Future ISS cargo/stowage issues:
A recent ISS stowage status presentation, available to download on L2, detailed some of the concerns relating to cargo deliveries and stowage from the realigned flight schedule.
According to the presentation, the loss of Progress M-12M/44P didn’t have an adverse effect on on-board cargo, with the presentation noting “Priority cargo replanned for other vehicles. Consumable supplies not impacted due to surplus on ISS” – the surplus referring to the massive delivery of cargo by the final Space Shuttle flight, STS-135.
What was lost, however, is the trash capability of Progress M-12M/44P. As previously mentioned, ISS managers would like to dispose of as much cargo as possible prior to a potential de-crew. As such, plans are being formulated to dispose of a high amount of US trash on Progress M-10M/42P, which docked to the ISS back in April and is currently set to depart on 29th October.
According to the presentation, 60 Cargo Transfer Bag Equivalent (CTBE) of cargo will be disposed of on Progress M-10M/42P, whereas the historical average of US trash disposed of on Progresses is 25 CTBE, with the remainder of Progresses 90 CTBE capability being taken up by Russian trash. “Russian agreement that all US trash will be accommodated” noted the presentation.
Looking ahead to upcoming resupply flights, Progress M-13M/45P, set to launch on 30th October, will carry 37 CTBE of US cargo to the station. The SpaceX D2/D3 flight will deliver 41 CTBE, although it has a capacity of 50 CTBE. Orbital’s D1 flight will carry 20 CTBE of cargo, although it has a capacity for 66 CTBE. Japan’s HTV-3 will launch 58 CTBE of cargo, with a capacity for 160 CTBE. And Europe’s ATV-3 will launch with a full complement of 160 CTBE of cargo.
The reason that the full cargo capability of some vehicles is not being exploited is due to trash concerns, with the presentation noting regarding the SpaceX D2/D3 flight “launching empty bags (18 CTBE of the 41) to facilitate maximum disposal capability for SpaceX and Orbital demo flights”.
The trash concerns stem from the possibility that the rate of cargo deliveries aboard the ISS may surpass the disposal capabilities of the vehicles, leading to an “overstow” situation. One CTBE of common trash per three crewmembers – or two CTBE per six crewmembers – is created every day on the ISS.
The presentation notes that Russia’s Progress M-13M/45P flight will accumulate 80 CTBE of stowage aboard the ISS, but only dispose of 42 CTBE, leaving a leftover of 38 CTBE aboard the ISS.
The SpaceX D2/D3 flight will accumulate 67 CTBE, but only dispose of 16 CTBE, leaving a left-over of 51 CTBE (although the Dragon vehicle has the capacity to dispose of 50 CTBE). Orbital’s D1 flight will accumulate 78 CTBE, and dispose of 66 CTBE, leaving a leftover of 12 CTBE.
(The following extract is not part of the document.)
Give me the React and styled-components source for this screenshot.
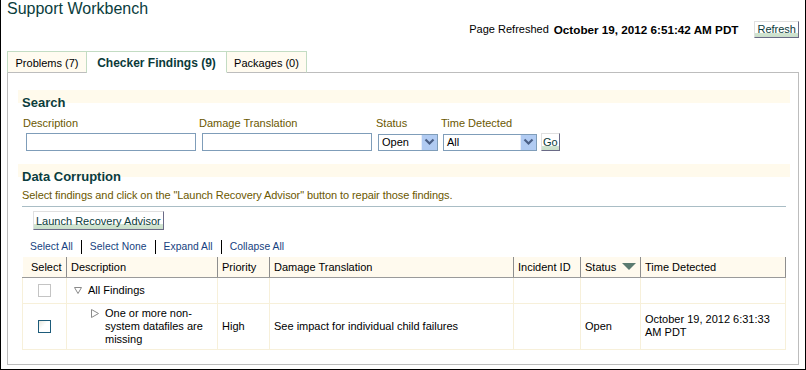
import React from "react";
import styled, { createGlobalStyle } from "styled-components";

const GlobalStyle = createGlobalStyle`
  html, body {
    margin: 0;
    padding: 0;
    background: #ffffff;
  }
  body {
    font-family: "Liberation Sans", Arial, sans-serif;
    font-size: 11px;
    color: #000000;
  }
`;

const Frame = styled.div`
  width: 806px;
  height: 370px;
  box-sizing: border-box;
  border-left: 1px solid #000;
  border-right: 1px solid #000;
  border-bottom: 1px solid #000;
  padding: 0 6px;
  display: flex;
  flex-direction: column;
  overflow: hidden;
`;

const Title = styled.div`
  font-size: 16px;
  line-height: 17px;
  color: #0a3d3d;
`;

const RefreshBar = styled.div`
  display: flex;
  justify-content: flex-end;
  align-items: center;
  gap: 5px;
  height: 20px;
  margin-top: 2px;
`;

const RefreshLabel = styled.span`
  font-size: 11px;
  color: #000;
`;

const RefreshDate = styled.span`
  font-size: 11.7px;
  font-weight: bold;
  color: #000;
  margin-right: 11px;
`;

const Button = styled.div`
  box-sizing: border-box;
  height: ${({ $h }) => $h || 17}px;
  padding: 0 ${({ $pad }) => ($pad === undefined ? 3 : $pad)}px;
  display: inline-flex;
  align-items: center;
  font-size: 11px;
  color: #0b3b3b;
  border: 1px solid;
  border-color: #e0e0e0 #6a6a86 #6a6a86 #e0e0e0;
  background: linear-gradient(to bottom, #ffffff 0, #ffffff 72%, #d3e5d3 72%, #c9dfc9 100%);
  white-space: nowrap;
`;

const TabRow = styled.div`
  display: flex;
  height: 22px;
  margin-top: 12px;
`;

const Tab = styled.div`
  box-sizing: border-box;
  height: 22px;
  width: ${({ $w }) => $w}px;
  display: flex;
  align-items: center;
  justify-content: center;
  font-size: ${({ $active }) => ($active ? 12 : 11)}px;
  font-weight: ${({ $active }) => ($active ? "bold" : "normal")};
  color: ${({ $active }) => ($active ? "#0b3a3a" : "#000")};
  background: ${({ $active }) => ($active ? "#ffffff" : "#fffbf0")};
  border: 1px solid #c3dcc3;
  border-bottom: 1px solid ${({ $active }) => ($active ? "#ffffff" : "#bdbdbd")};
  border-left-width: ${({ $noLeft }) => ($noLeft ? 0 : 1)}px;
  padding-top: 1px;
`;

const TabFill = styled.div`
  flex: 1;
  border-bottom: 1px solid #bdbdbd;
`;

const Panel = styled.div`
  flex: 1;
  margin-bottom: 4px;
  border: 1px solid #bdbdbd;
  border-top: none;
  padding: 17px 8px 0 10px;
  display: flex;
  flex-direction: column;
`;

const SectionHeader = styled.div`
  height: 20px;
  box-sizing: border-box;
  padding: 5px 0 0 4px;
  line-height: 15px;
  font-size: 13px;
  font-weight: bold;
  color: #0b3d3d;
  background: linear-gradient(to bottom, #fffaec 0, #fffaec 13px, transparent 13px);
  margin-top: ${({ $mt }) => $mt || 0}px;
`;

const FieldRow = styled.div`
  display: flex;
  align-items: flex-end;
  padding-left: 5px;
  margin-top: 7px;
`;

const Field = styled.div`
  display: flex;
  flex-direction: column;
  margin-right: ${({ $mr }) => $mr}px;
`;

const Label = styled.div`
  line-height: 13px;
  height: 13px;
  color: #6b5800;
  font-size: 11px;
  margin-bottom: 3px;
  white-space: nowrap;
`;

const ControlSlot = styled.div`
  height: 18px;
  display: flex;
  align-items: center;
  padding-left: ${({ $pl }) => $pl}px;
`;

const TextBox = styled.div`
  box-sizing: border-box;
  width: 170px;
  height: 18px;
  border: 1px solid #7f9db9;
  background: #fff;
`;

const SelectBox = styled.div`
  box-sizing: border-box;
  width: ${({ $w }) => $w}px;
  height: 17px;
  border: 1px solid #7f9db9;
  background: #fff;
  display: flex;
  align-items: center;
  justify-content: space-between;
  padding-left: 3px;
  font-size: 11px;
`;

const ArrowButton = styled.div`
  width: 15px;
  height: 15px;
  background: #b1cbf2;
  display: flex;
  align-items: center;
  justify-content: center;
  border-left: 1px solid #e8eefa;
`;

const Hint = styled.div`
  margin-top: 5px;
  padding-left: 4px;
  line-height: 13px;
  color: #6b5800;
  font-size: 11px;
  letter-spacing: -0.08px;
`;

const Rule = styled.div`
  height: 1px;
  margin: 4px 4px 0 4px;
  background: #a9bdc5;
`;

const ButtonRow = styled.div`
  display: flex;
  margin: 4px 0 0 15px;
`;

const LinkRow = styled.div`
  display: flex;
  align-items: center;
  margin: 10px 0 0 12px;
  height: 13px;
`;

const Link = styled.span`
  color: #163f80;
  font-size: 10.3px;
  line-height: 13px;
  letter-spacing: 0.05px;
`;

const LinkSep = styled.span`
  width: 1px;
  height: 14px;
  background: #000;
  margin: 0 8px;
`;

const Table = styled.table`
  margin: 4px 0 0 4px;
  width: 763px;
  border-collapse: collapse;
  table-layout: fixed;
`;

const HeadCell = styled.th`
  box-sizing: border-box;
  height: 20px;
  padding: 0 0 0 4px;
  text-align: ${({ $center }) => ($center ? "center" : "left")};
  font-weight: normal;
  font-size: 11px;
  color: #000;
  background: #fffaee;
  border-left: 1px solid #8e8e8e;
  border-right: 1px solid #8e8e8e;
  border-bottom: 1px solid #9a9a9a;
  white-space: nowrap;
  &:first-child {
    border-left: none;
  }
`;

const Cell = styled.td`
  box-sizing: border-box;
  height: ${({ $h }) => $h}px;
  padding: 0 4px;
  vertical-align: middle;
  font-size: 11px;
  line-height: 13px;
  border: 1px solid #f7f0da;
  text-align: ${({ $center }) => ($center ? "center" : "left")};
`;

const Check = styled.div`
  display: inline-block;
  box-sizing: border-box;
  width: 13px;
  height: 13px;
  vertical-align: middle;
  border: 1px solid ${({ $on }) => ($on ? "#1d5b7a" : "#c4c4c4")};
  background: ${({ $on }) =>
    $on ? "linear-gradient(135deg, #e6e6dc 0, #ffffff 45%)" : "#ffffff"};
`;

const TreeLine = styled.div`
  display: flex;
  align-items: ${({ $top }) => ($top ? "flex-start" : "center")};
  gap: 6px;
  padding-left: ${({ $indent }) => $indent}px;
`;

const TreeIcon = styled.span`
  display: inline-flex;
  flex: none;
  margin-top: ${({ $mt }) => $mt || 0}px;
`;

const SortHead = styled.span`
  display: inline-flex;
  align-items: center;
  gap: 6px;
`;

const Chevron = () => (
  <svg width="11" height="8" viewBox="0 0 11 8">
    <path d="M1.5 1.5 L5.5 5.5 L9.5 1.5" fill="none" stroke="#4a5f86" strokeWidth="2.2" />
  </svg>
);

const Select = ({ width, value }) => (
  <SelectBox $w={width}>
    <span>{value}</span>
    <ArrowButton>
      <Chevron />
    </ArrowButton>
  </SelectBox>
);

const DownOutline = () => (
  <svg width="8" height="7" viewBox="0 0 8 7">
    <path d="M0.5 0.5 H7.5 L4 6.5 Z" fill="none" stroke="#8a8a8a" strokeWidth="1" />
  </svg>
);

const RightOutline = () => (
  <svg width="8" height="9" viewBox="0 0 8 9">
    <path d="M0.5 0.5 V8.5 L7.5 4.5 Z" fill="none" stroke="#8a8a8a" strokeWidth="1" />
  </svg>
);

const SortDown = () => (
  <svg width="14" height="7" viewBox="0 0 14 7">
    <path d="M0 0 H14 L7 7 Z" fill="#5b7b70" />
  </svg>
);

const columns = [
  { key: "select", label: "Select", width: 44, center: true },
  { key: "desc", label: "Description", width: 151 },
  { key: "priority", label: "Priority", width: 52 },
  { key: "damage", label: "Damage Translation", width: 244 },
  { key: "incident", label: "Incident ID", width: 67 },
  { key: "status", label: "Status", width: 60, sorted: true },
  { key: "time", label: "Time Detected", width: 145 },
];

const App = () => {
  return (
    <>
      <GlobalStyle />
      <Frame>
        <Title>Support Workbench</Title>
        <RefreshBar>
          <RefreshLabel>Page Refreshed</RefreshLabel>
          <RefreshDate>October 19, 2012 6:51:42 AM PDT</RefreshDate>
          <Button $h={17} $pad={2}>Refresh</Button>
        </RefreshBar>

        <TabRow>
          <Tab $w={80}>Problems (7)</Tab>
          <Tab $w={140} $active $noLeft>Checker Findings (9)</Tab>
          <Tab $w={80} $noLeft>Packages (0)</Tab>
          <TabFill />
        </TabRow>

        <Panel>
          <SectionHeader>Search</SectionHeader>
          <FieldRow>
            <Field $mr={3}>
              <Label>Description</Label>
              <ControlSlot $pl={3}>
                <TextBox />
              </ControlSlot>
            </Field>
            <Field $mr={4}>
              <Label>Damage Translation</Label>
              <ControlSlot $pl={3}>
                <TextBox />
              </ControlSlot>
            </Field>
            <Field $mr={3}>
              <Label>Status</Label>
              <ControlSlot $pl={2}>
                <Select width={60} value="Open" />
              </ControlSlot>
            </Field>
            <Field $mr={4}>
              <Label>Time Detected</Label>
              <ControlSlot $pl={2}>
                <Select width={94} value="All" />
              </ControlSlot>
            </Field>
            <Field $mr={0}>
              <ControlSlot $pl={0}>
                <Button $h={18} $pad={1}>Go</Button>
              </ControlSlot>
            </Field>
          </FieldRow>

          <SectionHeader $mt={13}>Data Corruption</SectionHeader>
          <Hint>
            Select findings and click on the "Launch Recovery Advisor" button to repair those findings.
          </Hint>
          <Rule />
          <ButtonRow>
            <Button $h={19} $pad={2}>Launch Recovery Advisor</Button>
          </ButtonRow>

          <LinkRow>
            <Link>Select All</Link>
            <LinkSep />
            <Link>Select None</Link>
            <LinkSep />
            <Link>Expand All</Link>
            <LinkSep />
            <Link>Collapse All</Link>
          </LinkRow>

          <Table>
            <colgroup>
              {columns.map((c) => (
                <col key={c.key} style={{ width: c.width }} />
              ))}
            </colgroup>
            <thead>
              <tr>
                {columns.map((c) => (
                  <HeadCell key={c.key} $center={c.center}>
                    {c.sorted ? (
                      <SortHead>
                        {c.label}
                        <SortDown />
                      </SortHead>
                    ) : (
                      c.label
                    )}
                  </HeadCell>
                ))}
              </tr>
            </thead>
            <tbody>
              <tr>
                <Cell $h={26} $center>
                  <Check />
                </Cell>
                <Cell $h={26}>
                  <TreeLine $indent={3}>
                    <TreeIcon>
                      <DownOutline />
                    </TreeIcon>
                    All Findings
                  </TreeLine>
                </Cell>
                <Cell $h={26} />
                <Cell $h={26} />
                <Cell $h={26} />
                <Cell $h={26} />
                <Cell $h={26} />
              </tr>
              <tr>
                <Cell $h={46} $center>
                  <Check $on />
                </Cell>
                <Cell $h={46}>
                  <TreeLine $indent={20} $top>
                    <TreeIcon $mt={2}>
                      <RightOutline />
                    </TreeIcon>
                    <span>One or more non-system datafiles are missing</span>
                  </TreeLine>
                </Cell>
                <Cell $h={46}>High</Cell>
                <Cell $h={46}>See impact for individual child failures</Cell>
                <Cell $h={46} />
                <Cell $h={46}>Open</Cell>
                <Cell $h={46}>October 19, 2012 6:31:33 AM PDT</Cell>
              </tr>
            </tbody>
          </Table>
        </Panel>
      </Frame>
    </>
  );
};

export default App;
The current plan of altering vehicle manifests to include less cargo is done in order to create less on-board stowage impacts and preserve trash opportunities. The presentation notes that under this plan, the “next foreseeable stowage issue is at ATV-3 arrival in March 2012″.
If resupply vehicles were launched with more cargo aboard in order to utilise their full capacity, then the “spacing” between the cargo vehicle flights would need to be increased to allow for more cargo to be launched. This however would mean that “trash levels on ISS will increase and may surpass disposal opportunities. Trash issues could start as soon as Jan 2012″.
Although the ISS now has a storage closet in the form of the Permanent Multipurpose Module (PMM), the effects of the loss of the massive disposal capacity of the Space Shuttle are already being felt aboard the station.